There are some really great elements of time to think, but if it was the only coaching approach that you had up your sleeve, you would be limiting yourself in terms of what you could do with clients and how you could actually help clients. You are relying on them to do their own perspective taking without offering them any tools, without any exercises that they can do that might give them a different perspective.

As much as we believe people have answers within them, and that we’re making them best of the resources we have available to us, there are always more resources available. When we introduce a tool and exercise, a concept to explore in coaching, that extends our clients’ resources. And this process doesn’t seem to do that.

The premise that Nancy Klein is working on, is that ‘the brain that contains the problem also contains the solution’. That is her offering. If we accept that, then we’re just going to work in this way. However, we belive that some people need a little bit more encouragement for that solution to come out. Not for us to give them the solution, but they need different ways of looking at it in order to draw that solution out.

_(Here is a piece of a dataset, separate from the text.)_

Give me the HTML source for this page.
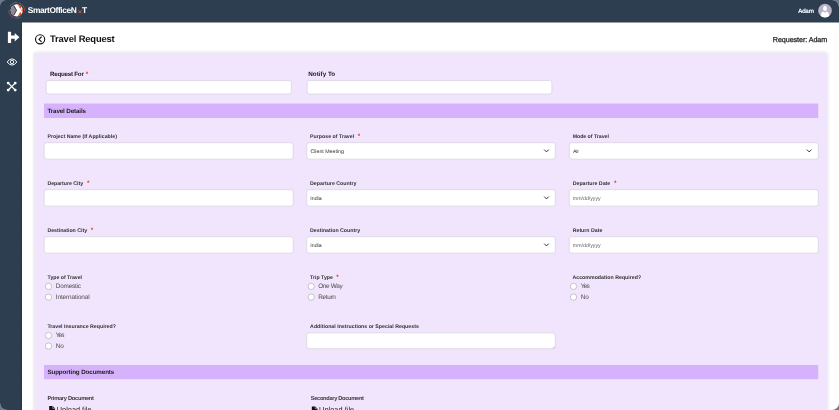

These are the reasons that we don’t teach this particular approach in its pure form on our course.

We teach the ethos of leaving the space for someone to think. At the point that you think you want to come in and have something to say, pause, hold back and think, is this going to actually contribute? Or am I just best to let them think? Just leaving that a little bit longer, giving them more space. 

That’s why we like transformational coaching, because we can take parts of what work from all these different approaches and have them all in our tool box.

Nancy Kline’s book, ‘Time to Think’, or her latest one, ‘The Promise That Changes Everything’, are well worth a read. She has some really interesting things to say. And, if you’ve come from that managerial approach of of coaching, this would change the way that you coach.

But we don’t think this approach is enough, there are lovely elements to it, but also problems with just relying on this as a way to coach.